I've been hoping to see more discussion of this paper. I've been thinking about it a lot since I read it yesterday.

Yes, it's a small number of individuals and they skew towards older(youngest was 53, I believe), but the implications are pretty bad if I'm reading it correctly.

@BE @fitterhappierAJ

At this stage of the game, it strikes me as really weird to characterize a finding like this as having bad implications. The bad implications about Covid were plain from the nakedly obvious epidemiological fact we're up to our noses in corpses and cripples and contagion - this merely proposes a hypothesis and evidence for it as to why the obvious is happening.

It is a logical fault to refuse to believe the existence of a phenomenon for which there is good evidence, just because one doesn't know the mechanism of that phenomenon yet.

The *real* bad implication of this study, like every other study that finds evidence of COVID anywhere besides the superficial membranes of the respiratory system, is just how wedded medical practice and the culture of medicine is to exactly that logical error.

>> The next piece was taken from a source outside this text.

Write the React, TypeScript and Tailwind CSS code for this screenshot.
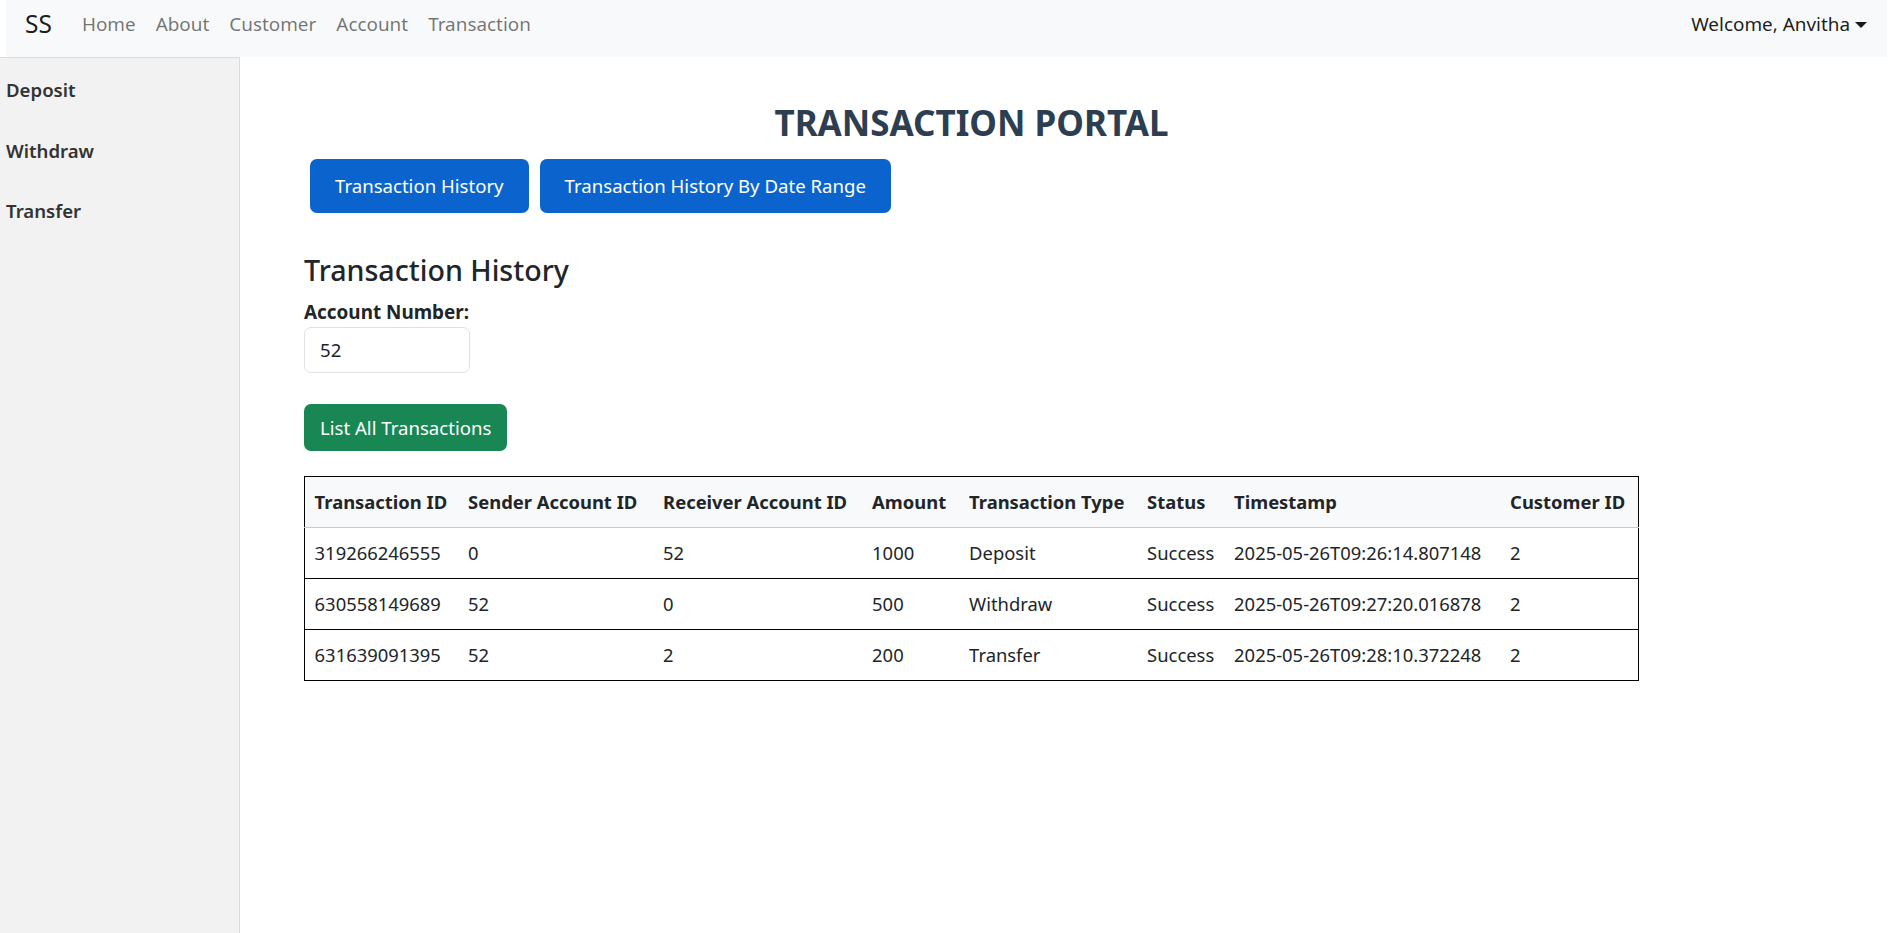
import React from "react";

const navLinks = ["Home", "About", "Customer", "Account", "Transaction"];

const columns = [
  { label: "Transaction ID", w: "w-[154px]" },
  { label: "Sender Account ID", w: "w-[195px]" },
  { label: "Receiver Account ID", w: "w-[209px]" },
  { label: "Amount", w: "w-[97px]" },
  { label: "Transaction Type", w: "w-[178px]" },
  { label: "Status", w: "w-[87px]" },
  { label: "Timestamp", w: "w-[276px]" },
  { label: "Customer ID", w: "w-[138px]" },
];

const rows = [
  ["319266246555", "0", "52", "1000", "Deposit", "Success", "2025-05-26T09:26:14.807148", "2"],
  ["630558149689", "52", "0", "500", "Withdraw", "Success", "2025-05-26T09:27:20.016878", "2"],
  ["631639091395", "52", "2", "200", "Transfer", "Success", "2025-05-26T09:28:10.372248", "2"],
];

export default function App() {
  return (
    <div className="flex h-[933px] flex-col overflow-hidden bg-white font-['Noto_Sans',sans-serif] text-[#212529]">
      <nav className="ml-[6px] mr-[14px] flex h-[57px] shrink-0 items-center bg-[#f8f9fa] pb-[8px] pl-[19px] pr-[20px]">
        <span className="mr-[20px] text-[24.5px] leading-none text-black/90">SS</span>
        <div className="flex">
          {navLinks.map((l) => (
            <a key={l} className="px-[10px] text-[18.9px] text-black/55">
              {l}
            </a>
          ))}
        </div>
        <div className="ml-auto flex items-center text-[18.9px] text-black/90">
          Welcome, Anvitha
          <span className="ml-[5px] mt-[2px] h-0 w-0 border-x-[6px] border-t-[6px] border-x-transparent border-t-black/90" />
        </div>
      </nav>

      <div className="flex flex-1">
        <aside className="w-[240px] shrink-0 border-r border-t border-[#dcdcdc] bg-[#f2f2f2] pt-[2px]">
          {["Deposit", "Withdraw", "Transfer"].map((s) => (
            <div key={s} className="flex h-[60.5px] items-center pl-[6px] text-[18.6px] font-semibold text-[#333]">
              {s}
            </div>
          ))}
        </aside>

        <main className="flex-1 pl-[64px] pt-[43px]">
          <div className="w-[1335px]">
            <h1 className="text-center text-[35px] font-bold leading-[46px] text-[#2c3e50]">TRANSACTION PORTAL</h1>
            <div className="ml-[6px] mt-[13px] flex gap-[11px]">
              <button className="h-[54px] rounded-[7px] bg-[#0b64ce] px-[25px] text-[18.6px] text-white">
                Transaction History
              </button>
              <button className="h-[54px] rounded-[7px] bg-[#0b64ce] px-[25px] text-[18.6px] text-white">
                Transaction History By Date Range
              </button>
            </div>

            <h2 className="mt-[39px] text-[28.6px] font-medium leading-[36px] text-[#212529]">Transaction History</h2>
            <label className="mt-[11px] block text-[18.9px] font-bold leading-[26px]">Account Number:</label>
            <div className="mt-[2px] flex h-[46px] w-[166px] items-center rounded-[7px] border border-[#dee2e6] bg-white px-[15px] text-[18.6px]">
              52
            </div>

            <button className="mt-[31px] h-[47px] rounded-[7px] bg-[#198754] px-[16px] text-[18.6px] text-white">
              List All Transactions
            </button>

            <table className="mt-[25px] w-[1335px] table-fixed border-collapse border border-black text-left text-[18.4px]">
              <colgroup>
                {columns.map((c) => (
                  <col key={c.label} className={c.w} />
                ))}
              </colgroup>
              <thead>
                <tr className="h-[51px] border-b border-[#c8cacc] bg-[#f8f9fa]">
                  {columns.map((c) => (
                    <th key={c.label} className="whitespace-nowrap px-[9.6px] font-bold">
                      {c.label}
                    </th>
                  ))}
                </tr>
              </thead>
              <tbody>
                {rows.map((r) => (
                  <tr key={r[0]} className="h-[51px] border-b border-black">
                    {r.map((v, i) => (
                      <td key={i} className="h-[51px] whitespace-nowrap px-[9.6px]">
                        {v}
                      </td>
                    ))}
                  </tr>
                ))}
              </tbody>
            </table>
          </div>
        </main>
      </div>
    </div>
  );
}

That live, replicating SARS-CoV-2 was hiding somewhere in the body was always the parsimonious explanation of failure to recover from acute COVID.

@siderea @fitterhappierAJ

Who's refusing to believe the existence of corpses cripples and contagion? Not me. Not Dr Leonardi.

I think you're wildly missing the point here. Without a mechanism you can't solve it. Some mechanisms are worse than others.

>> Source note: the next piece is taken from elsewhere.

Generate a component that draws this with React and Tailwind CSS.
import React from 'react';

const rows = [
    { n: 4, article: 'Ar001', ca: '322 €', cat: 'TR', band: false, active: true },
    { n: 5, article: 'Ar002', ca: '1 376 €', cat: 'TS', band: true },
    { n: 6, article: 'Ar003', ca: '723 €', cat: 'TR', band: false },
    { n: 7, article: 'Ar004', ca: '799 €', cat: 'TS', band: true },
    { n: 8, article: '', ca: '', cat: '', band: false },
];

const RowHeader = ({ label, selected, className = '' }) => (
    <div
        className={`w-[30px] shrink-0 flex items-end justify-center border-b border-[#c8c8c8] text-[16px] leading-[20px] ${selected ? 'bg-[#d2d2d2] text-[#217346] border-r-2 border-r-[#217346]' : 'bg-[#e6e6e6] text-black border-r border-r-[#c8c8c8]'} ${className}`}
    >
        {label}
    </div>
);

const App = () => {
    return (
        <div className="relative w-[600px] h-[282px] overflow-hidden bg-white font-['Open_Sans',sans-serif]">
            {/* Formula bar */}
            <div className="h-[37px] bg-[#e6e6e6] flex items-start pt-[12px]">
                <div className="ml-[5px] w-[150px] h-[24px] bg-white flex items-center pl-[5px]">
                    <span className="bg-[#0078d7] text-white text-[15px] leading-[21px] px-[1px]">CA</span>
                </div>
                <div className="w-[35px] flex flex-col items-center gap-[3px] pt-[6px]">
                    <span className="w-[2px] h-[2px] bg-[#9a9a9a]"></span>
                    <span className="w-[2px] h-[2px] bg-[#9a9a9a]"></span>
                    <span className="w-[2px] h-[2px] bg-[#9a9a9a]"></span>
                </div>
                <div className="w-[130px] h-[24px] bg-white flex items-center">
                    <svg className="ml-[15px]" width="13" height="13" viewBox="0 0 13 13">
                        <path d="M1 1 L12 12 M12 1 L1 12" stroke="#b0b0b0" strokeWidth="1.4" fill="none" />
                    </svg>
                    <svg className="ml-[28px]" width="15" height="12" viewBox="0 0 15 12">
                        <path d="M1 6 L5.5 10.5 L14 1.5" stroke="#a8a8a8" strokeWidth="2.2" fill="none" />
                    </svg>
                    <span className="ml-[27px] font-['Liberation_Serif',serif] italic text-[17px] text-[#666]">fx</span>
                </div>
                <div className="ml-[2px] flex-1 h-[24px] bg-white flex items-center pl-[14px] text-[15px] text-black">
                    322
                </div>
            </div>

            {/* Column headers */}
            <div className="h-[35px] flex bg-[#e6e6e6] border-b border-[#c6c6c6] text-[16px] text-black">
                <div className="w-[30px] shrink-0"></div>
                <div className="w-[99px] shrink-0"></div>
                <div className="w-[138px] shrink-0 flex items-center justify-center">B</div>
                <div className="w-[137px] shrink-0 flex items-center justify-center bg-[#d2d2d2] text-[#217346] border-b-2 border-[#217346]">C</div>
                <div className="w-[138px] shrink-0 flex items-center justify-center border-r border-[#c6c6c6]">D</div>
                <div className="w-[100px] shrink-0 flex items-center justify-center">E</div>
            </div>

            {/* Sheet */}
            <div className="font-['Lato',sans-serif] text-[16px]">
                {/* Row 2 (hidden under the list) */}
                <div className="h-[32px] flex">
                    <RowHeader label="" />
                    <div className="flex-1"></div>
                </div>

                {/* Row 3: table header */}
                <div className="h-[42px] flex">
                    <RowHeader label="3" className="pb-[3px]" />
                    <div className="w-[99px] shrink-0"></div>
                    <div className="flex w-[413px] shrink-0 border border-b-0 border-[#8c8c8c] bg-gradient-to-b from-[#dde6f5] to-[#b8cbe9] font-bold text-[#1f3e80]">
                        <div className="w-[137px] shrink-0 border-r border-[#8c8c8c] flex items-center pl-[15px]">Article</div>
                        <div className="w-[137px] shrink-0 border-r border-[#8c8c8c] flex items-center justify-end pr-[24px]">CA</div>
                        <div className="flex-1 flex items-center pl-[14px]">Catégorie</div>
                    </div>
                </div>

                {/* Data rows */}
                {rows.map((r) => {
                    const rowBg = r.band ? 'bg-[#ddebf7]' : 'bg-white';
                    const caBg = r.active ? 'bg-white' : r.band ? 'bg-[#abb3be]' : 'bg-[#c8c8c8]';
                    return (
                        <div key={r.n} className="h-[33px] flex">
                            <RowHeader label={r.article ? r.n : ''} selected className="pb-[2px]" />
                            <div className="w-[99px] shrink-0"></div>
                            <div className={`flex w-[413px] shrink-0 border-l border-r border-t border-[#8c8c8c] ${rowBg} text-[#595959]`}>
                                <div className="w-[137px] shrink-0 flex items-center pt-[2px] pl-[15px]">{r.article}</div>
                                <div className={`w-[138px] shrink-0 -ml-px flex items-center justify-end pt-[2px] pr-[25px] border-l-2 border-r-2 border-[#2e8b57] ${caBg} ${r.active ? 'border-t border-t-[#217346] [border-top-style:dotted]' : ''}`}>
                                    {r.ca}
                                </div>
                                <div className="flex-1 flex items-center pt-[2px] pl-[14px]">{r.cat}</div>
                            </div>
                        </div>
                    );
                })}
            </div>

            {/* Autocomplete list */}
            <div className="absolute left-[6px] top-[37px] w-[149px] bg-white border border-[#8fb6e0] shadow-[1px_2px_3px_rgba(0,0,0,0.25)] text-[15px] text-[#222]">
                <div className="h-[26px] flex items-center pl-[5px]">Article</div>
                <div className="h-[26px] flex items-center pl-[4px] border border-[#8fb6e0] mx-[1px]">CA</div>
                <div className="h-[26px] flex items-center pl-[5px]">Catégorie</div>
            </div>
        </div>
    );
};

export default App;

Live SARS across your body, replicating, was not always the only explanation. In fact, I will still argue that there's multiple causes and this is just one.

@BE @fitterhappierAJ I am glad you understand all those things. They don't quite jibe with what you initially said.

@siderea @fitterhappierAJ

It does jibe, though, because as I said "Some mechanisms are worse than others" so therefore you can assume that I believe this one has particularly bad implications for everyone out there getting COVID.

There's lots of doctors on Mastodon doing a much better job discussing the implications of this article now than I could, so I'll leave it there.